Being so heavily involved in that world, Durkin knew of the best wrestlers in the New England region and the pattern was becoming more clear year by year as athletes continued to transfer into the Timberlane district.
“Not taking anything away from Barry, he’s a great guy and a great coach,” Durkin said. “But what’s fair is fair.”
It became more personal when it affected his son, who was second in the state as a freshman. Durkin had had enough, and the family decided to move to Massachusetts.
“We still had another son in eighth grade about to go in, so it made sense for us to say, ‘We’re not going to be a part of this,’ ” he said. “It’s too bad for the kids that did that. It’s more upsetting to the kids that actually lost positions due to a kid who moved in.”
Before his son wrestled for Concord High, Jim Mackenzie was a wrestling coach at Manchester’s YMCA. He was also an officer for New Hampshire Fish and Game.
When Mackenzie got a look at the report Decker and Eddy put together, one name jumped out at him because he remembered the chatter around the wrestler’s recruitment from his hometown in Maine to Timberlane.
“It was common knowledge,” Mackenzie said. “I knew he was a great wrestler and already at the top of his game, so everyone was talking about him.”
Concord wrestling coach Ham Munnell declined to comment for this story.
Multiple parents and coaches outside of Timberlane who spoke with the Monitor said the accusations are common knowledge, many people believe them to be true, but no one has been willing to do a thorough investigation, whether that’s the NHIAA, private citizens or the press.

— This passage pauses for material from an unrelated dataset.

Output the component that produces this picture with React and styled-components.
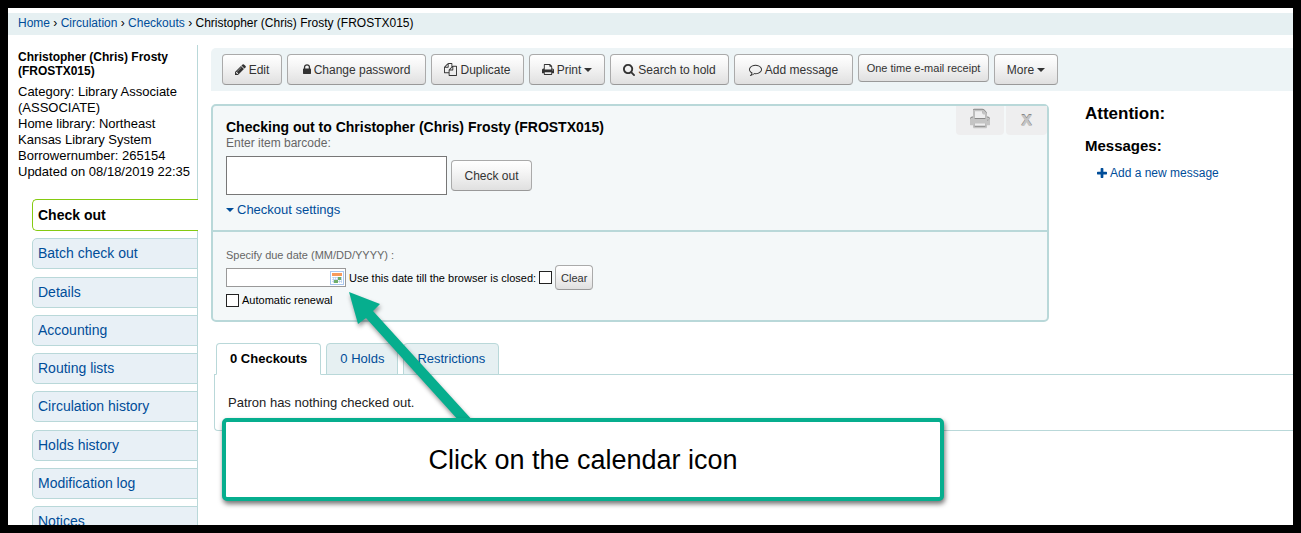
import React from "react";
import styled, { createGlobalStyle, css } from "styled-components";

const teal = "#b9d8d9";
const link = "#004d99";
const green = "#06ae8e";

const GlobalStyle = createGlobalStyle`
  *, *::before, *::after { box-sizing: border-box; }
  body {
    margin: 0;
    background: #fff;
    color: #000;
    font: 13px/16px "Liberation Sans", Arial, sans-serif;
  }
  button, input { font-family: inherit; }
  a { color: ${link}; text-decoration: none; }
`;

const Frame = styled.div`
  position: relative;
  display: flex;
  flex-direction: column;
  height: 100vh;
  overflow: hidden;
  border: 8px solid #000;
`;

const Breadcrumbs = styled.nav`
  flex: none;
  margin-top: 5px;
  padding: 2px 10px 4px;
  background: #e6f0f2;
  font-size: 12px;
`;

const Columns = styled.div`
  display: flex;
  flex: 1;
  min-height: 0;
  margin-top: 10px;
`;

const Sidebar = styled.aside`
  flex: none;
  width: 190px;
  border-right: 1px solid ${teal};
`;

const Patron = styled.section`
  padding: 5px 0 0 10px;
`;

const PatronName = styled.h5`
  margin: 0 0 6px;
  font-size: 12px;
  line-height: 14px;
`;

const PatronFacts = styled.ul`
  margin: 0;
  padding: 0;
  list-style: none;
`;

const Menu = styled.ul`
  display: flex;
  flex-direction: column;
  justify-content: space-between;
  height: 338px;
  margin: 19px -1px 0 24px;
  padding: 0;
  list-style: none;
`;

const MenuLink = styled.a`
  display: block;
  height: 31px;
  padding: 6px 5px;
  border: 1px solid ${teal};
  border-radius: 5px 0 0 5px;
  background: #e8f0f6;
  font-size: 14px;
  ${(p) =>
    p.$active &&
    css`
      height: 32px;
      padding-top: 7px;
      border-color: #85ca11;
      border-right: 0;
      background: #fff;
      color: #000;
      font-weight: bold;
    `}
`;

const Main = styled.main`
  flex: 1;
  min-width: 0;
  margin: 3px 0 0 13px;
`;

const Toolbar = styled.div`
  display: flex;
  align-items: flex-start;
  gap: 5px;
  padding: 6px 11px;
  border-radius: 5px 0 0 0;
  background: #edf4f6;
`;

const Button = styled.button`
  display: inline-flex;
  align-items: center;
  justify-content: center;
  gap: 3px;
  min-width: ${(p) => p.$width || 0}px;
  height: ${(p) => (p.$size === "tiny" ? 25 : p.$size === "small" ? 28 : 31)}px;
  padding: 0 ${(p) => (p.$size === "tiny" ? 5 : p.$size === "small" ? 7 : 10)}px;
  border: 1px solid #aaa;
  border-bottom-color: #999;
  border-radius: 4px;
  background: linear-gradient(#fff, #f6f6f6 35%, #e0e0e0);
  color: #333;
  font-size: ${(p) => (p.$size ? 11 : 12)}px;
  line-height: 16px;
  white-space: nowrap;
`;

const Caret = styled.span`
  border: 4px solid transparent;
  border-top-color: currentColor;
  border-bottom: 0;
`;

const Upper = styled.div`
  display: flex;
  align-items: flex-start;
  margin-top: 13px;
`;

const Panel = styled.section`
  position: relative;
  flex: 1;
  border: 2px solid ${teal};
  border-radius: 5px;
  background: #f4f8f9;
`;

const PanelPart = styled.form`
  padding: ${(p) => (p.$settings ? "15px 13px 12px" : "13px 13px 12px")};
  border-top: ${(p) => (p.$settings ? `2px solid ${teal}` : "0")};
  font-size: ${(p) => (p.$settings ? 11 : 12)}px;
`;

const PanelTitle = styled.label`
  display: block;
  font-size: 14px;
  font-weight: bold;
`;

const Hint = styled.div`
  color: #666;
`;

const Row = styled.div`
  display: flex;
  align-items: center;
  gap: ${(p) => p.$gap || 3}px;
  margin-top: ${(p) => p.$top || 0}px;
`;

const Barcode = styled.input`
  width: 221px;
  height: 39px;
  border: 1px solid #777;
  background: #fff;
`;

const SettingsLink = styled.a`
  display: inline-flex;
  align-items: center;
  gap: 3px;
  margin-top: 7px;
  font-size: 13px;
`;

const DateField = styled.div`
  display: flex;
  align-items: center;
  width: 120px;
  height: 19px;
  border: 1px solid #999;
  background: #fff;

  input {
    flex: 1;
    min-width: 0;
    height: 100%;
    border: 0;
    background: none;
  }
  button {
    display: flex;
    padding: 0;
    border: 0;
    background: none;
  }
`;

const Check = styled.input.attrs({ type: "checkbox" })`
  appearance: none;
  width: 13px;
  height: 13px;
  margin: 0;
  border: 1px solid #222;
  background: #fff;
`;

const Corner = styled.div`
  position: absolute;
  top: 0;
  right: 0;
  display: flex;
  gap: 2px;
`;

const CornerButton = styled.button`
  display: flex;
  align-items: center;
  justify-content: center;
  width: ${(p) => p.$width}px;
  height: 29px;
  padding: 0 0 4px;
  border: 0;
  border-radius: 0 0 4px 4px;
  background: #eeeeef;
  color: #c4c4c4;
  font: bold 20px/20px "Liberation Sans", Arial, sans-serif;
  text-shadow: 0 -1px 0 #888;

  svg { filter: drop-shadow(0 -1px 0 #888); }
`;

const Messages = styled.aside`
  flex: none;
  width: 244px;
  padding-left: 36px;

  h3, h4 { margin: 0; line-height: 20px; }
  h3 { font-size: 17px; }
  h4 { margin-top: 12px; font-size: 15px; }
  a {
    display: flex;
    align-items: center;
    gap: 3px;
    margin: 9px 0 0 12px;
    font-size: 12px;
  }
`;

const Tabs = styled.div`
  display: flex;
  gap: 5px;
  margin: 21px 0 -1px 5px;
`;

const Tab = styled.a`
  height: 32px;
  padding: 7px 13px;
  border: 1px solid ${teal};
  border-radius: 4px 4px 0 0;
  background: #e6f0f2;
  font-size: 13px;
  ${(p) =>
    p.$active &&
    css`
      border-bottom-color: #fff;
      background: #fff;
      color: #000;
      font-weight: bold;
    `}
`;

const TabPanel = styled.section`
  margin-left: 3px;
  padding: 20px 13px 19px;
  border: 1px solid ${teal};
  border-right: 0;
  border-radius: 0 0 0 4px;
  color: #222;

  p { margin: 0; }
`;

const Callout = styled.div`
  position: absolute;
  top: 410px;
  left: 214px;
  display: flex;
  align-items: center;
  justify-content: center;
  width: 722px;
  height: 83px;
  border: 4px solid ${green};
  border-radius: 5px;
  background: #fff;
  box-shadow: 1px 3px 5px rgba(0, 0, 0, 0.55);
  font-size: 27px;
  line-height: 32px;
`;

const Arrow = styled.svg`
  position: absolute;
  top: 272px;
  left: 332px;
  filter: drop-shadow(1px 3px 2px rgba(0, 0, 0, 0.4));
  pointer-events: none;
`;

const icons = {
  edit: "M491 1536l91-91-235-235-91 91v107h128v128h107zm523-928q0-22-22-22-10 0-17 7l-542 542q-7 7-7 17 0 22 22 22 10 0 17-7l542-542q7-7 7-17zm-54-192l416 416-832 832h-416v-416zm683 96q0 53-37 90l-166 166-416-416 166-165q36-38 90-38 53 0 91 38l235 234q37 39 37 91z",
  lock: "M640 768h512v-192q0-106-75-181t-181-75-181 75-75 181v192zm832 96v576q0 40-28 68t-68 28h-960q-40 0-68-28t-28-68v-576q0-40 28-68t68-28h32v-192q0-184 132-316t316-132 316 132 132 316v192h32q40 0 68 28t28 68z",
  copy: "M1696 384q40 0 68 28t28 68v1216q0 40-28 68t-68 28h-960q-40 0-68-28t-28-68v-288h-544q-40 0-68-28t-28-68v-672q0-40 20-88t48-76l408-408q28-28 76-48t88-20h416q40 0 68 28t28 68v328q68-40 128-40h416zm-544 213l-299 299h299v-299zm-640-384l-299 299h299v-299zm196 647l316-316v-416h-384v416q0 40-28 68t-68 28h-416v640h512v-256q0-40 20-88t48-76zm956 804v-1152h-384v416q0 40-28 68t-68 28h-416v640h896z",
  print:
    "M448 1536h896v-256h-896v256zm0-640h896v-384h-160q-40 0-68-28t-28-68v-160h-640v640zm1152 64q0-26-19-45t-45-19-45 19-19 45 19 45 45 19 45-19 19-45zm128 0v416q0 13-9.5 22.5t-22.5 9.5h-224v160q0 40-28 68t-68 28h-960q-40 0-68-28t-28-68v-160h-224q-13 0-22.5-9.5t-9.5-22.5v-416q0-79 56.5-135.5t135.5-56.5h64v-544q0-40 28-68t68-28h672q40 0 88 20t76 48l152 152q28 28 48 76t20 88v256h64q79 0 135.5 56.5t56.5 135.5z",
  search:
    "M1216 832q0-185-131.5-316.5t-316.5-131.5-316.5 131.5-131.5 316.5 131.5 316.5 316.5 131.5 316.5-131.5 131.5-316.5zm512 832q0 52-38 90t-90 38q-54 0-90-38l-343-342q-179 124-399 124-143 0-273.5-55.5t-225-150-150-225-55.5-273.5 55.5-273.5 150-225 225-150 273.5-55.5 273.5 55.5 225 150 150 225 55.5 273.5q0 220-124 399l343 343q37 37 37 90z",
  comment:
    "M896 384q-204 0-381.5 69.5t-282 187.5-104.5 255q0 112 71.5 213.5t201.5 175.5l87 50-27 96q-24 91-70 172 152-63 275-171l43-38 57 6q69 8 130 8 204 0 381.5-69.5t282-187.5 104.5-255-104.5-255-282-187.5-381.5-69.5zm896 512q0 174-120 321.5t-326 233-450 85.5q-70 0-145-8-198 175-460 242-49 14-114 22h-5q-15 0-27-10.5t-16-27.5v-1q-3-4-.5-12t2-10 4.5-9.5l6-9 7-8.5 8-9q7-8 31-34.5t34.5-38 31-39.5 32.5-51 27-59 26-76q-157-89-247.5-220t-90.5-281q0-174 120-321.5t326-233 450-85.5 450 85.5 326 233 120 321.5z",
  plus: "M1600 736v192q0 40-28 68t-68 28h-416v416q0 40-28 68t-68 28h-192q-40 0-68-28t-28-68v-416h-416q-40 0-68-28t-28-68v-192q0-40 28-68t68-28h416v-416q0-40 28-68t68-28h192q40 0 68 28t28 68v416h416q40 0 68 28t28 68z",
};

// viewBox crops that follow each glyph's own advance width
const boxes = {
  edit: [128, 1536],
  lock: [320, 1152],
  copy: [0, 1792],
  print: [64, 1664],
  search: [64, 1664],
  comment: [0, 1792],
  plus: [192, 1408],
};

function Icon({ name, size = 13 }) {
  const [x, w] = boxes[name];
  return (
    <svg
      width={Math.round((w / 1792) * size)}
      height={size}
      viewBox={`${x} 0 ${w} 1792`}
      fill="currentColor"
      aria-hidden="true"
    >
      <path d={icons[name]} />
    </svg>
  );
}

function CalendarIcon() {
  return (
    <svg width="16" height="16" viewBox="0 0 16 16" aria-hidden="true">
      <rect x="1.5" y="1.5" width="13" height="13" fill="#fff" stroke="#a9c8f0" />
      <rect x="3" y="3" width="10" height="3" fill="#f79a5b" />
      <path d="M3 7.5h10M3 9.5h10M3 11.5h10M4.500 7v6M6.500 7v6M8.500 7v6M10.500 7v6M12.500 7v6" stroke="#a9c4e8" strokeWidth=".6" />
      <path d="M9 7h3v3H9zM5 10h4v3H5z" fill="#6fae6a" />
    </svg>
  );
}

const crumbs = ["Home", "Circulation", "Checkouts"];
const tools = [
  { icon: "edit", text: "Edit", width: 60 },
  { icon: "lock", text: "Change password", width: 139 },
  { icon: "copy", text: "Duplicate", width: 93 },
  { icon: "print", text: "Print", caret: true, width: 76 },
  { icon: "search", text: "Search to hold", width: 119 },
  { icon: "comment", text: "Add message", width: 119 },
  { text: "One time e-mail receipt", size: "small", width: 131 },
  { text: "More", caret: true, width: 64 },
];
const menu = [
  "Check out",
  "Batch check out",
  "Details",
  "Accounting",
  "Routing lists",
  "Circulation history",
  "Holds history",
  "Modification log",
  "Notices",
];
const facts = [
  "Category: Library Associate (ASSOCIATE)",
  "Home library: Northeast Kansas Library System",
  "Borrowernumber: 265154",
  "Updated on 08/18/2019 22:35",
];

export default function App() {
  return (
    <>
      <GlobalStyle />
      <Frame>
        <Breadcrumbs>
          {crumbs.map((c) => (
            <React.Fragment key={c}>
              <a href="#">{c}</a> ›{" "}
            </React.Fragment>
          ))}
          Christopher (Chris) Frosty (FROSTX015)
        </Breadcrumbs>
        <Columns>
          <Sidebar>
            <Patron>
              <PatronName>
                Christopher (Chris) Frosty
                <br />
                (FROSTX015)
              </PatronName>
              <PatronFacts>
                {facts.map((f) => (
                  <li key={f}>{f}</li>
                ))}
              </PatronFacts>
            </Patron>
            <Menu>
              {menu.map((m, i) => (
                <li key={m}>
                  <MenuLink href="#" $active={i === 0}>
                    {m}
                  </MenuLink>
                </li>
              ))}
            </Menu>
          </Sidebar>
          <Main>
            <Toolbar>
              {tools.map((t) => (
                <Button key={t.text} type="button" $size={t.size} $width={t.width}>
                  {t.icon && <Icon name={t.icon} />}
                  {t.text}
                  {t.caret && <Caret />}
                </Button>
              ))}
            </Toolbar>
            <Upper>
              <Panel>
                <PanelPart>
                  <PanelTitle htmlFor="barcode">
                    Checking out to Christopher (Chris) Frosty (FROSTX015)
                  </PanelTitle>
                  <Hint>Enter item barcode:</Hint>
                  <Row $top={5} $gap={4}>
                    <Barcode id="barcode" type="text" />
                    <Button type="button" $width={81}>
                      Check out
                    </Button>
                  </Row>
                  <SettingsLink href="#">
                    <Caret />
                    Checkout settings
                  </SettingsLink>
                </PanelPart>
                <PanelPart $settings>
                  <Hint as="label" htmlFor="duedate">
                    Specify due date (MM/DD/YYYY) :
                  </Hint>
                  <Row $top={2}>
                    <DateField>
                      <input id="duedate" type="text" />
                      <button type="button" aria-label="Select date">
                        <CalendarIcon />
                      </button>
                    </DateField>
                    <label htmlFor="sticky">Use this date till the browser is closed:</label>
                    <Check id="sticky" />
                    <Button type="button" $size="tiny">
                      Clear
                    </Button>
                  </Row>
                  <Row $top={2}>
                    <Check id="renewal" />
                    <label htmlFor="renewal">Automatic renewal</label>
                  </Row>
                </PanelPart>
                <Corner>
                  <CornerButton type="button" $width={48} aria-label="Print">
                    <Icon name="print" size={22} />
                  </CornerButton>
                  <CornerButton type="button" $width={41}>
                    x
                  </CornerButton>
                </Corner>
              </Panel>
              <Messages>
                <h3>Attention:</h3>
                <h4>Messages:</h4>
                <a href="#">
                  <Icon name="plus" />
                  Add a new message
                </a>
              </Messages>
            </Upper>
            <Tabs>
              <Tab href="#" $active>
                0 Checkouts
              </Tab>
              <Tab href="#">0 Holds</Tab>
              <Tab href="#">Restrictions</Tab>
            </Tabs>
            <TabPanel>
              <p>Patron has nothing checked out.</p>
            </TabPanel>
          </Main>
        </Columns>
        <Arrow width="140" height="150" viewBox="340 280 140 150" aria-hidden="true">
          <path d="M349 292L380 304L373 311L474 422L460 422L366 318L358 324Z" fill={green} />
        </Arrow>
        <Callout>Click on the calendar icon</Callout>
      </Frame>
    </>
  );
}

Mackenzie said that ends now.
“All the things we’ve suspected are true,” he said. “You didn’t want to believe it because you thought there would be a ruling entity that would never let this happen. No checks and balances here.
“You can’t be putting out championships like that on your own talent. No one is that good.”
The Monitor obtained a copy of the report but did not publish it because it contained student names and addresses.